== EXERCISE GOAL ==
Show every line in the records below that contains the word "TypeScript".

== PROVIDED DATA ==
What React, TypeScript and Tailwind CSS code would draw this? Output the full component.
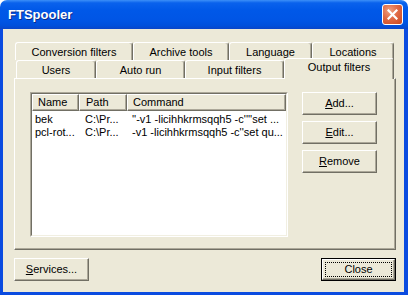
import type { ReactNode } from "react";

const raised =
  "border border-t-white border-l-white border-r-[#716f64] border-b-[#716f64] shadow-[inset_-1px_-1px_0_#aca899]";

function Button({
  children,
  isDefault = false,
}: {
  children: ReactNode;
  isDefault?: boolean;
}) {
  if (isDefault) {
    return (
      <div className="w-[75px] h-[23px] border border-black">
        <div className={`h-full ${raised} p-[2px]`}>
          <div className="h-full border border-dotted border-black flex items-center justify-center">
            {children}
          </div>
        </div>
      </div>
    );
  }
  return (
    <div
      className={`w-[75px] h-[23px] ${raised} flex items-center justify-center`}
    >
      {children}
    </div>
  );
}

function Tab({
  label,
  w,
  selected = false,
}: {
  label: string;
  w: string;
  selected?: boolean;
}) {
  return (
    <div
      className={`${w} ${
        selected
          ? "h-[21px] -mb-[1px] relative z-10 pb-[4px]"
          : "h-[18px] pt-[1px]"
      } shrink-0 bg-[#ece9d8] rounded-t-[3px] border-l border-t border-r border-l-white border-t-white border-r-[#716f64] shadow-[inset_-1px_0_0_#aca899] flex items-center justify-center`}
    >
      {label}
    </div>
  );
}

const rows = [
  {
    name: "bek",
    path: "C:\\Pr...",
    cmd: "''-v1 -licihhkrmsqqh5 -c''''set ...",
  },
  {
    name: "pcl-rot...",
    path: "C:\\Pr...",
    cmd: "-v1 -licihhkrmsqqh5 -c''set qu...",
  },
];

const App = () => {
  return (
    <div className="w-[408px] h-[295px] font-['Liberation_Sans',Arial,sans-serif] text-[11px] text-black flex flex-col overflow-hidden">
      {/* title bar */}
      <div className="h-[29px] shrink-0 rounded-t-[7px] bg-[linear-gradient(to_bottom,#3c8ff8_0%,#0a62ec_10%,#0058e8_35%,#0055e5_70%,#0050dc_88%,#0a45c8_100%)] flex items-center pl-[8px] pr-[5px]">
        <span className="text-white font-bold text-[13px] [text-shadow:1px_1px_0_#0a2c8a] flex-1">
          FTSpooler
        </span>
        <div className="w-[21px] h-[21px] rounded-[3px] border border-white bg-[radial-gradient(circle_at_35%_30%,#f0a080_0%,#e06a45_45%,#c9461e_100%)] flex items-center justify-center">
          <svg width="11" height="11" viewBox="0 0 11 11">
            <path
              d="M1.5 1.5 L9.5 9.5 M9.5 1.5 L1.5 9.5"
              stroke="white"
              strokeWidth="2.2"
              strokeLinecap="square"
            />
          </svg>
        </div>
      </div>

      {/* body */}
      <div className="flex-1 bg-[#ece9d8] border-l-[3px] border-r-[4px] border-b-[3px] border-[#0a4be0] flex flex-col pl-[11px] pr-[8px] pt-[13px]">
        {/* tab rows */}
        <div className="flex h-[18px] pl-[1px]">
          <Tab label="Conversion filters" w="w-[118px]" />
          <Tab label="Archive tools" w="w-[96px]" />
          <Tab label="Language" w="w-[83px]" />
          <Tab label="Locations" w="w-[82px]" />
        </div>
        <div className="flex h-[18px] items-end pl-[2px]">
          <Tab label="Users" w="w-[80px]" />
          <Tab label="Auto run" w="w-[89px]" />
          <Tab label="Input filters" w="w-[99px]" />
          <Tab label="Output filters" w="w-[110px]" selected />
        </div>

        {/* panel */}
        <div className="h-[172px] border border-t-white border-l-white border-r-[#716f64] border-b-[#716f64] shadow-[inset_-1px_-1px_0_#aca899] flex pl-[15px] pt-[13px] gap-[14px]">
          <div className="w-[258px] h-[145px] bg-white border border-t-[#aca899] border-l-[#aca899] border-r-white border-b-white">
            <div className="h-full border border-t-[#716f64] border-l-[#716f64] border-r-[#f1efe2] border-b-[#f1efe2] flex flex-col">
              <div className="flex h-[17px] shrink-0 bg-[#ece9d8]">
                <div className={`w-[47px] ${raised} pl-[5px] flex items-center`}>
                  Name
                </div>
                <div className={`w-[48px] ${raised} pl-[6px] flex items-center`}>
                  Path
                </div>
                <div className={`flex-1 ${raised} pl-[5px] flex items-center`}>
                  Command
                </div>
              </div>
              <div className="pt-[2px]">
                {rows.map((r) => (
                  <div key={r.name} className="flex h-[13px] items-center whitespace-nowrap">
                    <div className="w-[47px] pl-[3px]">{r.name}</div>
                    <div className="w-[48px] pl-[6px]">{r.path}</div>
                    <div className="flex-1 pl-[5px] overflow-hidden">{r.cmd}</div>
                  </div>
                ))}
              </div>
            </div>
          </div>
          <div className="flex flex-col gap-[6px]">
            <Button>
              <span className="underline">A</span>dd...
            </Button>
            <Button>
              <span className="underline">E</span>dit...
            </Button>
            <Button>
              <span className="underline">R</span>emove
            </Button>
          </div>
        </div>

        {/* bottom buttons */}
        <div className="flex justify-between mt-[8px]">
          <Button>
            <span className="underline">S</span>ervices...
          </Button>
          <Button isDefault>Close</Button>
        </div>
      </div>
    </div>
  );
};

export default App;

...

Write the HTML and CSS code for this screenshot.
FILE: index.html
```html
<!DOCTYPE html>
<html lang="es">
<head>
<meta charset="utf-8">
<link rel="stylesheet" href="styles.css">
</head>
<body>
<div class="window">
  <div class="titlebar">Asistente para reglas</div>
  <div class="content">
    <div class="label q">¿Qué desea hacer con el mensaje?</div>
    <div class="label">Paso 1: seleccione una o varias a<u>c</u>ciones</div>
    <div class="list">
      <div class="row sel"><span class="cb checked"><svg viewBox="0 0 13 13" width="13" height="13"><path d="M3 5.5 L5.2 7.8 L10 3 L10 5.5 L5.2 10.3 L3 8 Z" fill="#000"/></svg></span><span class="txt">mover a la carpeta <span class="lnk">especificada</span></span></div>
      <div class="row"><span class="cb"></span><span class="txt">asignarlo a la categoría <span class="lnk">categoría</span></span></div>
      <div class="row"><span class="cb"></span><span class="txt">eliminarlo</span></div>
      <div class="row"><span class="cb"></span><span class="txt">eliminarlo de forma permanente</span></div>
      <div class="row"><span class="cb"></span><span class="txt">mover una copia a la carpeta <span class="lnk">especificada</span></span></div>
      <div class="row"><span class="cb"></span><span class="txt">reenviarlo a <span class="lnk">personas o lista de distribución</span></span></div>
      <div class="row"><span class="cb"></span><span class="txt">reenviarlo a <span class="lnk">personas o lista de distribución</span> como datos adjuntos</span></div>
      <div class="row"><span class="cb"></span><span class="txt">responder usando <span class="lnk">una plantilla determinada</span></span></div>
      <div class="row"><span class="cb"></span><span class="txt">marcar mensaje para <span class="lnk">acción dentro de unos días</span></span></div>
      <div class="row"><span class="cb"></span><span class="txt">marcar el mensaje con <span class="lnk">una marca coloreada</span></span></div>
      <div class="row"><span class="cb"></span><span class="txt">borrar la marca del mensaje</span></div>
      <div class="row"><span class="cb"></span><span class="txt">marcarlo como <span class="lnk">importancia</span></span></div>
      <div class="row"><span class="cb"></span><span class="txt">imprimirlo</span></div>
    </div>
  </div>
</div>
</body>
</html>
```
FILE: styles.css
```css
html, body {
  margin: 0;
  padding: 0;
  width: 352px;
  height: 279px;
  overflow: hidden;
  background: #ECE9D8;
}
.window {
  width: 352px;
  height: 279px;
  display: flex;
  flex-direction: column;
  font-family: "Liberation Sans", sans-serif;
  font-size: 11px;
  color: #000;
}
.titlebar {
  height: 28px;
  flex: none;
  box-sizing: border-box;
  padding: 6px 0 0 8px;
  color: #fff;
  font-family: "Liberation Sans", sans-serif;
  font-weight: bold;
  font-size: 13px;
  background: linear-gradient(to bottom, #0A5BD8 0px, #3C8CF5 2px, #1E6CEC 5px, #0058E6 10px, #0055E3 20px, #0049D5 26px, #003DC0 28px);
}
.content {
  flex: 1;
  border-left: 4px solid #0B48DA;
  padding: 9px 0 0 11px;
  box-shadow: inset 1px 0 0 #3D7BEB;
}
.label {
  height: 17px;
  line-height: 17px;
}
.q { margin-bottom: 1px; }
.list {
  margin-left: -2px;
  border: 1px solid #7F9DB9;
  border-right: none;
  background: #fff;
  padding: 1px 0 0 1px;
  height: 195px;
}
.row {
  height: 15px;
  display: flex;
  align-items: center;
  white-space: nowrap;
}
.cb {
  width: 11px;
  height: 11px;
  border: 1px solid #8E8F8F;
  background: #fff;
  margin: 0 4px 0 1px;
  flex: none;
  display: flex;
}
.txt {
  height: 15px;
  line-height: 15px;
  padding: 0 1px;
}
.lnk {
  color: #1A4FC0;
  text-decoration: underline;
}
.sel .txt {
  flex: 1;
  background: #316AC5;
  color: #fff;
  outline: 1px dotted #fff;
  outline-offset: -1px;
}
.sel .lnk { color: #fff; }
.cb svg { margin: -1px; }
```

---

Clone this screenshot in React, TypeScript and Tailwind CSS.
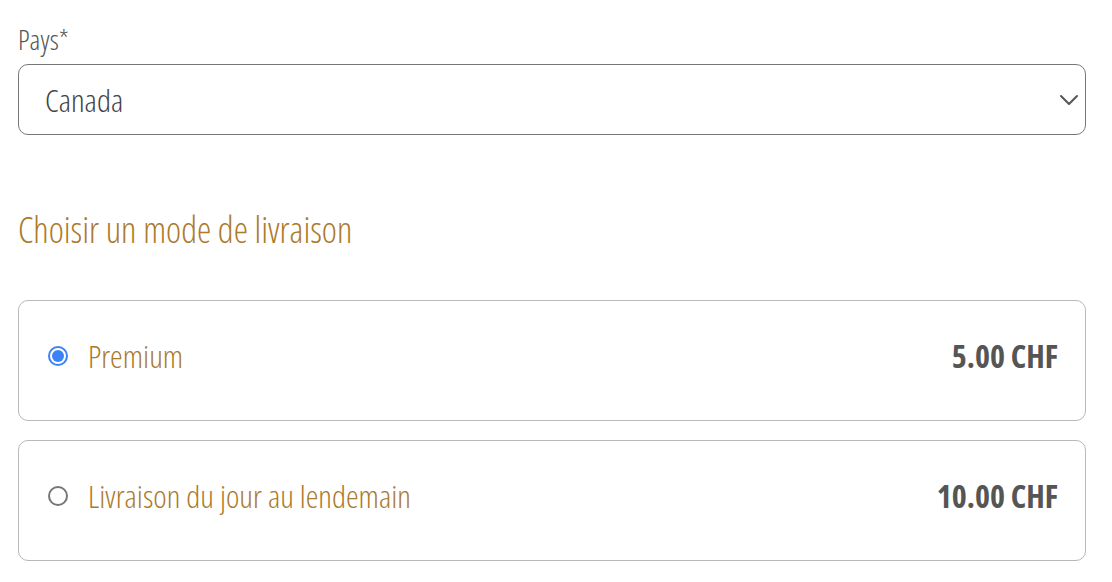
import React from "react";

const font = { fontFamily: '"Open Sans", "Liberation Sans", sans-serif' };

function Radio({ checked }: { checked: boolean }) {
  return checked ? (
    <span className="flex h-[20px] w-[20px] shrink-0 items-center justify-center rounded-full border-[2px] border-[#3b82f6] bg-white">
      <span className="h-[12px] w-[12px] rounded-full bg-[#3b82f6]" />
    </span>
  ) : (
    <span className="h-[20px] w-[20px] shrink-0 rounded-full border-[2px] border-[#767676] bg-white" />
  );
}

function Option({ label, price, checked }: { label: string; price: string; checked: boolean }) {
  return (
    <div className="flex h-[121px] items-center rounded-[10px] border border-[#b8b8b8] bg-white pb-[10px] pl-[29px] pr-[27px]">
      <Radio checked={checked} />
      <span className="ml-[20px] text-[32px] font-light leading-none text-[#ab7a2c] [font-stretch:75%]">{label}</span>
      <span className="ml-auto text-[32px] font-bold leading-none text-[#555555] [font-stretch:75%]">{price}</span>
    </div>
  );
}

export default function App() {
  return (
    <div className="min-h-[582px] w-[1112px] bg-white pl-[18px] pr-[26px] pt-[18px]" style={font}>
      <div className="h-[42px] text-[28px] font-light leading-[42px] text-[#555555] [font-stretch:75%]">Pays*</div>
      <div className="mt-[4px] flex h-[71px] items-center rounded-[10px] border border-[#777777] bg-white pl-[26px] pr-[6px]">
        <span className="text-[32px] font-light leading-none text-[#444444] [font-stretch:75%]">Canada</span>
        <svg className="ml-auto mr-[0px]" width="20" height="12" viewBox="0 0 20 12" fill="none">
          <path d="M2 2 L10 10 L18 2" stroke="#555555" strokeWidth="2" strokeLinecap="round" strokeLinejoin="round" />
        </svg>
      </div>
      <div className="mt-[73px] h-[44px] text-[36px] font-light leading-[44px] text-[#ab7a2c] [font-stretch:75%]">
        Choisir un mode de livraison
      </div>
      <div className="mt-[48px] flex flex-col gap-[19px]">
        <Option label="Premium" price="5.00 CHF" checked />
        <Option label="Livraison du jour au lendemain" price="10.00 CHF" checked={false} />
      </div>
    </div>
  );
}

== WRITTEN SOLUTION ==
What React, TypeScript and Tailwind CSS code would draw this? Output the full component.
Clone this screenshot in React, TypeScript and Tailwind CSS.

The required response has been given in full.